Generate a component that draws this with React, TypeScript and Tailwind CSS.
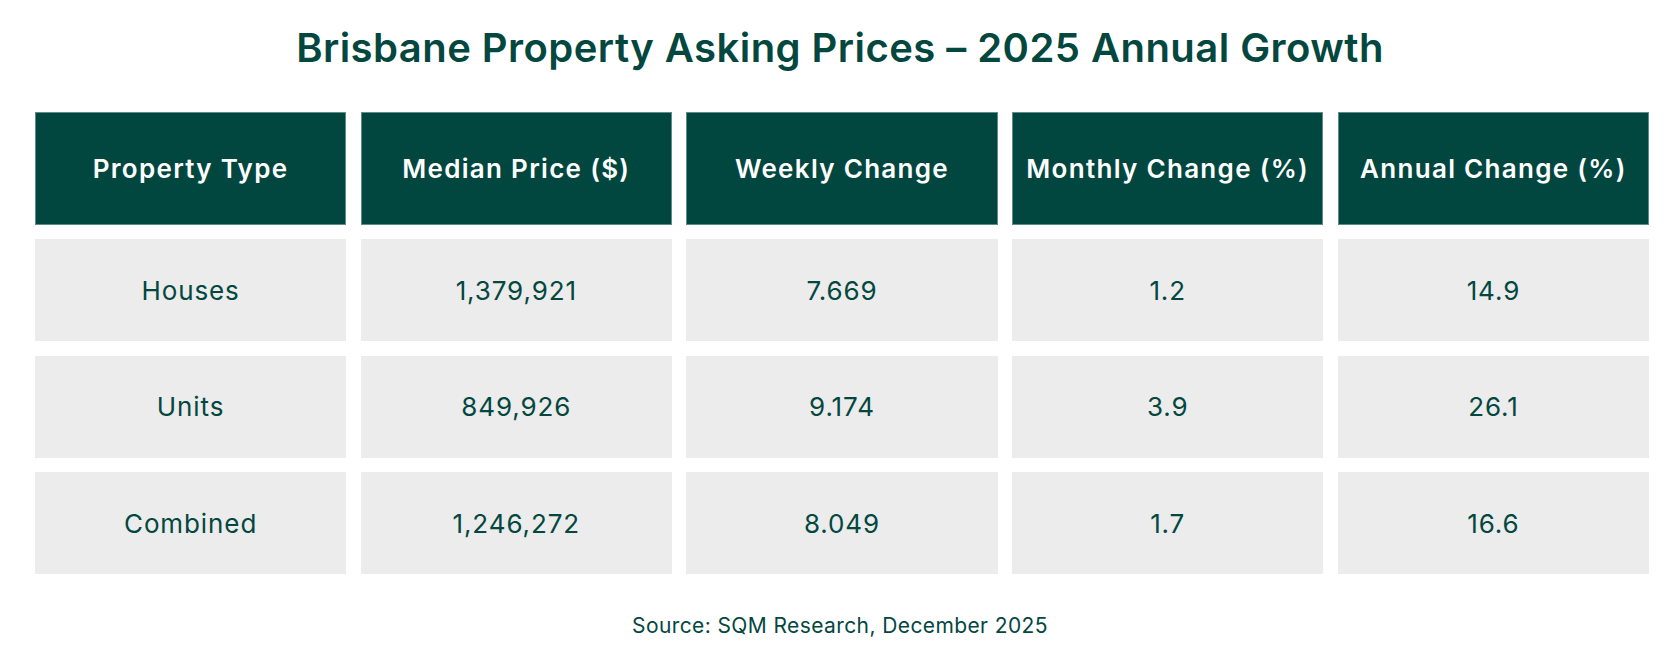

+ + +

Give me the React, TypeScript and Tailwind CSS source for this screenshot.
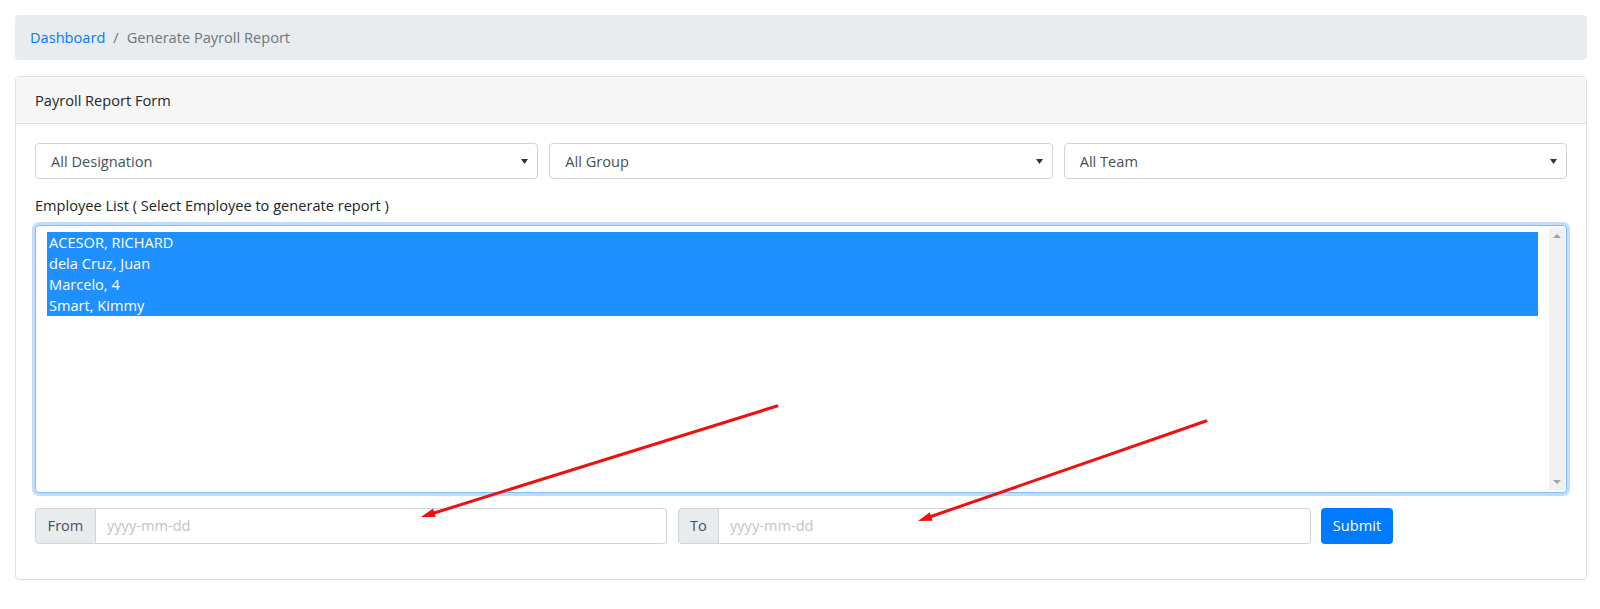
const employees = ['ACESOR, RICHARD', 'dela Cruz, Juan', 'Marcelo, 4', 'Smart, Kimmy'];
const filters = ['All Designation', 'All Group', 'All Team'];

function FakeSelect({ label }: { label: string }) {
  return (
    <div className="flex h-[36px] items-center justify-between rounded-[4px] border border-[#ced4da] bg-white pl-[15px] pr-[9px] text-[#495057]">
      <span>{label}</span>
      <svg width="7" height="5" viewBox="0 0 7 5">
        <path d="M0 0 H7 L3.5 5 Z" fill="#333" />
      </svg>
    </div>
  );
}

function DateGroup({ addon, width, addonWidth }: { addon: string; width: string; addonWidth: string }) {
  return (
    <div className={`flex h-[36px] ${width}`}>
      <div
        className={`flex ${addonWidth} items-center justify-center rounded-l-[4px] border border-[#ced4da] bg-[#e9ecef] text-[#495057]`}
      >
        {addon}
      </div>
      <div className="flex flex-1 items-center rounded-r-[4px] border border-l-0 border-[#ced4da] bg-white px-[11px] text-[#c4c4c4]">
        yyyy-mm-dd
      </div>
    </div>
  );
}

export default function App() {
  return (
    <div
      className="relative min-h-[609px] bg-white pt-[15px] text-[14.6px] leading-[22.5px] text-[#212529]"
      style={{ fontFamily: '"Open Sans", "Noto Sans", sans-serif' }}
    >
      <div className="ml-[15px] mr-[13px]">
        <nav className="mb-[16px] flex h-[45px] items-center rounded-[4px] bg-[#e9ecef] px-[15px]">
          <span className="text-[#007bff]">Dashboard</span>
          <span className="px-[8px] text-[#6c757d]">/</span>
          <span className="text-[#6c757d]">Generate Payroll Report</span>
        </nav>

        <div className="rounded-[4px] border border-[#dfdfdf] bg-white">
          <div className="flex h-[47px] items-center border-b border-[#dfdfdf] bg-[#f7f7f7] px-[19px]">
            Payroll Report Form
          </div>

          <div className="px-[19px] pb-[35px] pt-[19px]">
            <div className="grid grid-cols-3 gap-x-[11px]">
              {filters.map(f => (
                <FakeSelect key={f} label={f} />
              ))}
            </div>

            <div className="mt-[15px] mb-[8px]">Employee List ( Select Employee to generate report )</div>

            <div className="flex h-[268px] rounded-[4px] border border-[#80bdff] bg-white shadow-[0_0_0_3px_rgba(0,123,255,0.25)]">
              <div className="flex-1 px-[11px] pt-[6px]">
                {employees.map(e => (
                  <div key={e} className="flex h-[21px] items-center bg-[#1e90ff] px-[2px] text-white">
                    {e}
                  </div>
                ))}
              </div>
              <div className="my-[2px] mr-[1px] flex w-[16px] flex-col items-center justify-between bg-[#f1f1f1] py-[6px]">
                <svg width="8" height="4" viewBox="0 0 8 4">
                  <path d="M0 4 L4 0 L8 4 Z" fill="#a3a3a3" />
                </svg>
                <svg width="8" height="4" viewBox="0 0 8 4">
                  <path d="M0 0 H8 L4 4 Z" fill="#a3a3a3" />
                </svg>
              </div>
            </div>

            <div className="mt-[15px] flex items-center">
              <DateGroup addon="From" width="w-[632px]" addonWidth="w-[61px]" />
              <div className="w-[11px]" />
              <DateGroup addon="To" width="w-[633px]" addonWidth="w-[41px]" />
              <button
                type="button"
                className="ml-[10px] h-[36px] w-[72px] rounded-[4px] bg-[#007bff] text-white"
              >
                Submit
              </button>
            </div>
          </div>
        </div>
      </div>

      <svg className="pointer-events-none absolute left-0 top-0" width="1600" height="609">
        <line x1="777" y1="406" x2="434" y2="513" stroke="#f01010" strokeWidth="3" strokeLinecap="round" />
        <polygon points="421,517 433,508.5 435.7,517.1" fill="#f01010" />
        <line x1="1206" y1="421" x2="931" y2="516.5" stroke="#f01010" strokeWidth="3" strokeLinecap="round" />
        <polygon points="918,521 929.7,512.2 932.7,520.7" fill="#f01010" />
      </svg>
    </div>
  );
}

+ + +

Go to the line containing "Give me the" and copy exactly from there through the line containing "const filters = ['All", both included, and nothing more. Pictures are excluded.

Give me the React, TypeScript and Tailwind CSS source for this screenshot.
const employees = ['ACESOR, RICHARD', 'dela Cruz, Juan', 'Marcelo, 4', 'Smart, Kimmy'];
const filters = ['All Designation', 'All Group', 'All Team'];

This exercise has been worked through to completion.